The center has received 48 applications and more than 200 inquiries from local food entrepreneurs, farmers and organizations.
Audrey Lin, co-owner of Two Chicks Farm in Hillsborough, plans to use the center’s resources next spring to help with canning.
Before the center, Lin and co-owner Debbie Donnald would can their products at a church’s kitchen.
She believes the center will be an important resource for the local food community.
“I think it is important for people to support local farming because as gas prices go up and people are trying to ship food from far away, local production is going to be important,” Lin said.
Cathy Jones of Perry-winkle Farm in Chatham County agrees.
As a member of the Chatham County Agriculture Advisory Committee, she recommended the county support the center more than a year ago because of the advantages it offers.

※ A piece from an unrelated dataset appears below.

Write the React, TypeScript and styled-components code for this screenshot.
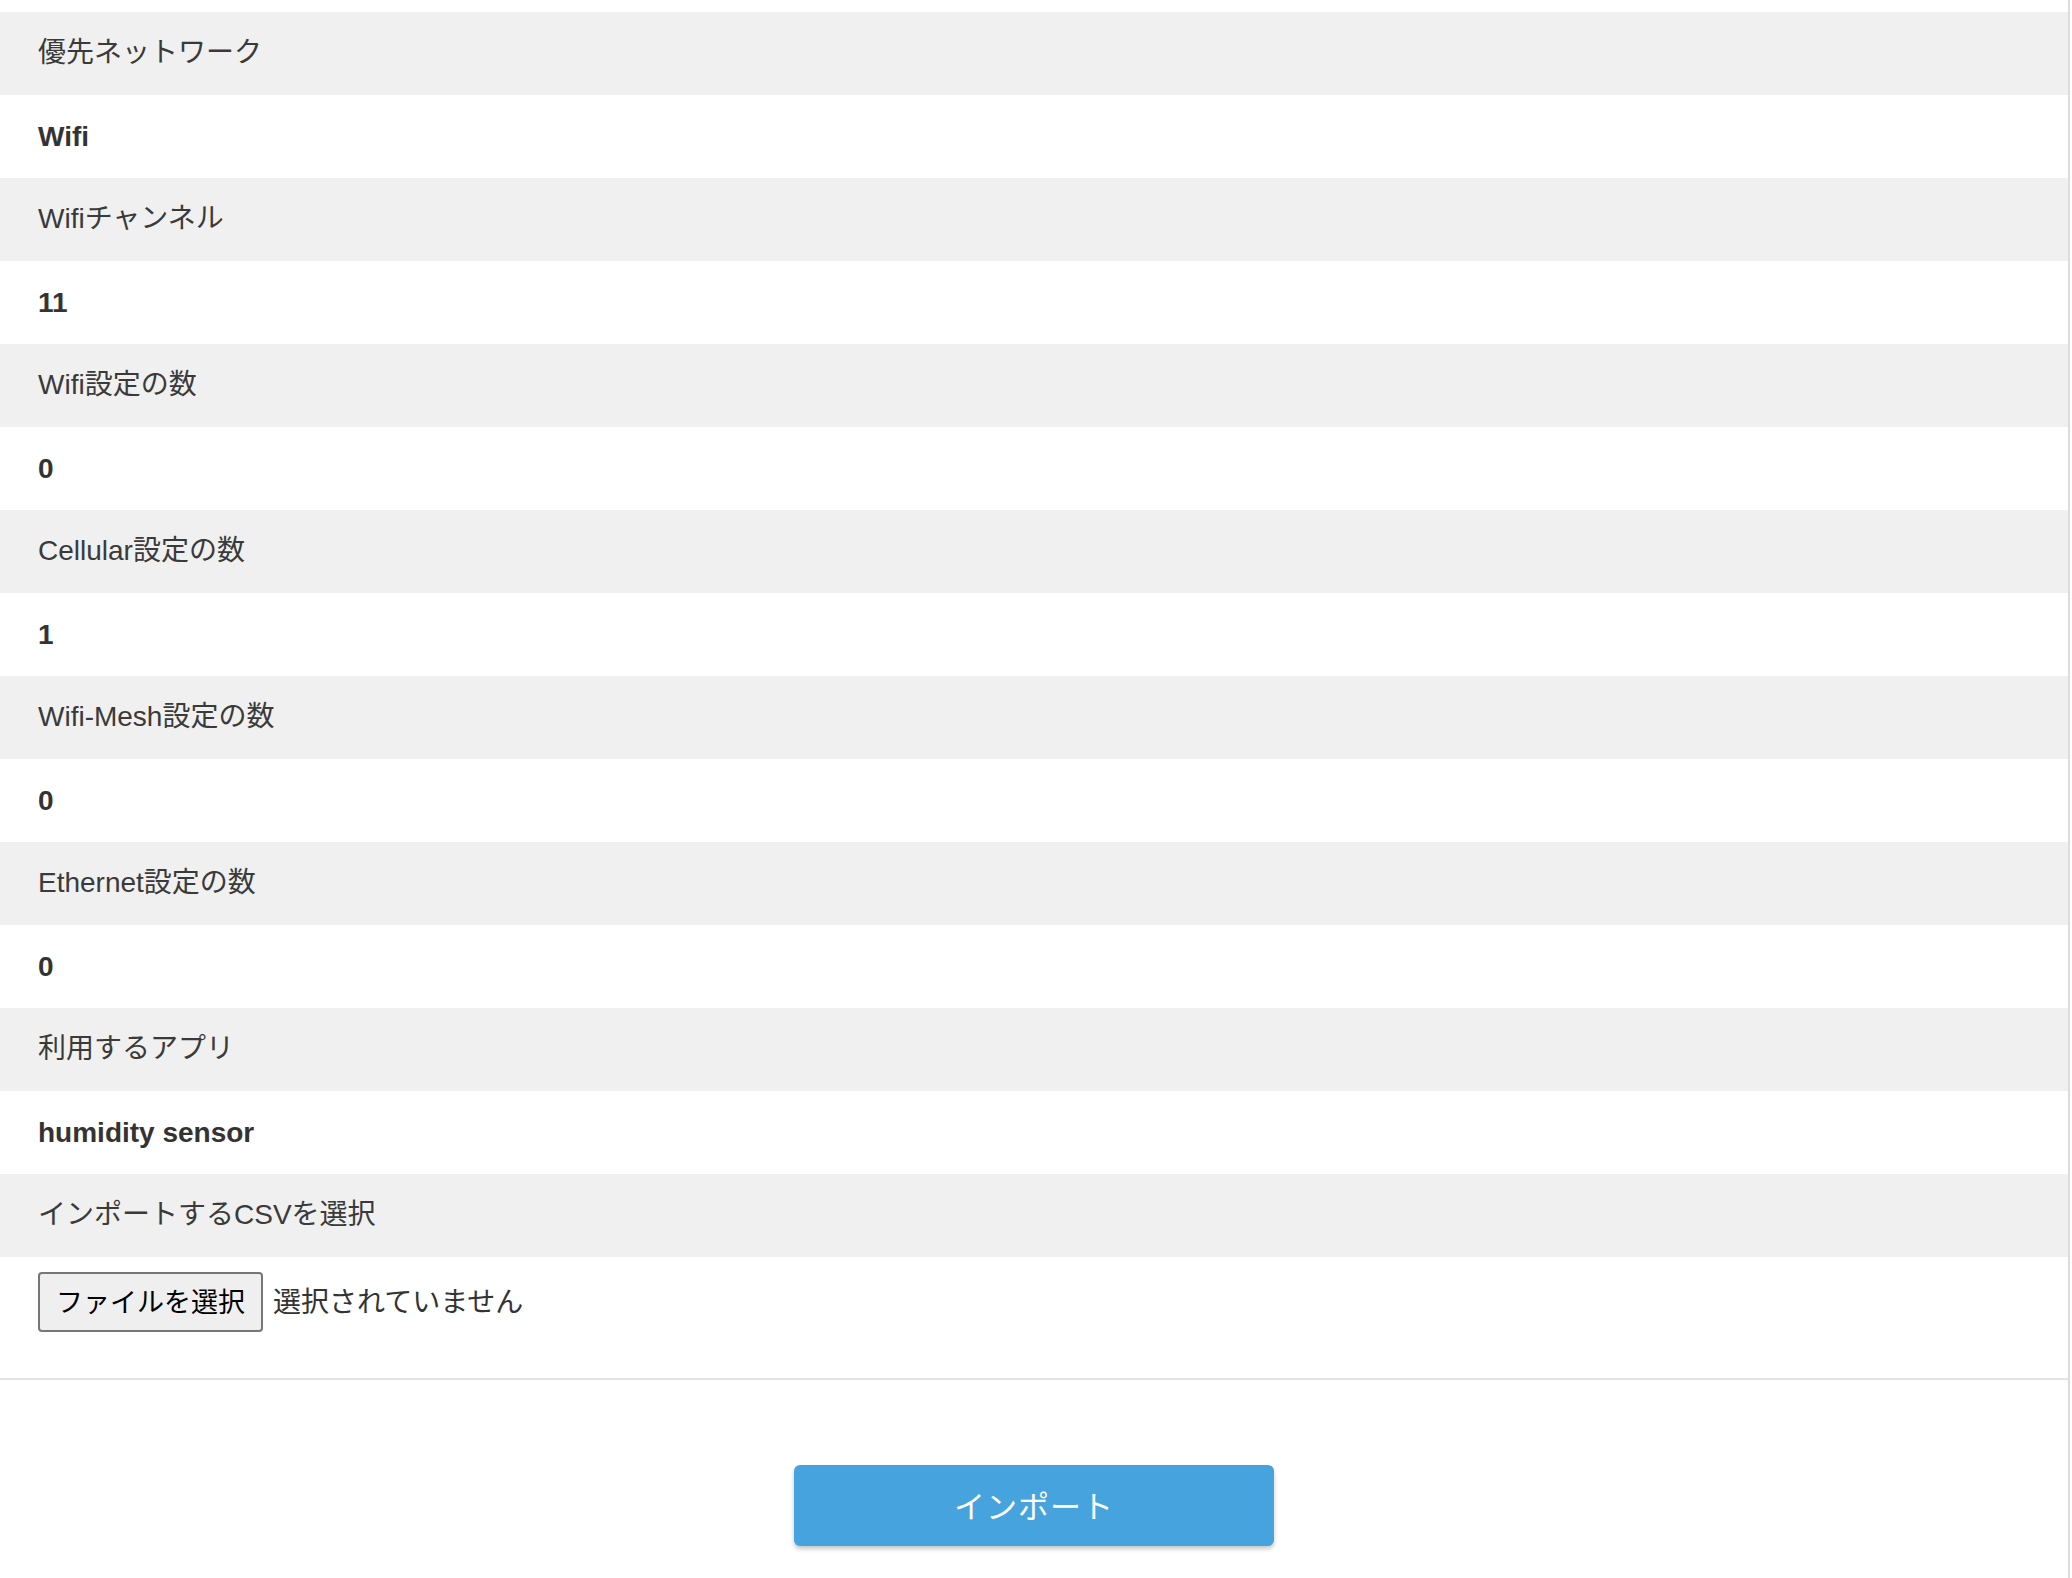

“Any time that a consumer buys a product that they can identify as being from their community, it increases awareness,” Jones said.
The processing center, a joint project between Orange, Chatham, Durham and Alamance counties, received $1.4 million in grants to help support renovation, equipment purchases and first year costs, Ranells said.
Though the counties pledged to cover any costs that exceed budget, Roybal said the center will open up well within the grant money budget.
The center hopes to become a non-profit entity in the next few years, Ranells said.
Though the processing center will serve 22 counties extending from Winston-Salem to Wilmington, Roybal encourages anyone in the state to apply.
Roybal hopes the facility’s expertise and guidance will have an impact on small businesses.
“It’s not just what you’re making, it’s how you want to sell it,” he said.
He said the center’s opening is just a part of food localization.
“There is still a lot more to do to promote local foods and to ensure that local food entrepreneurs and farmers understand the full range of opportunities that they have,” Ranells said.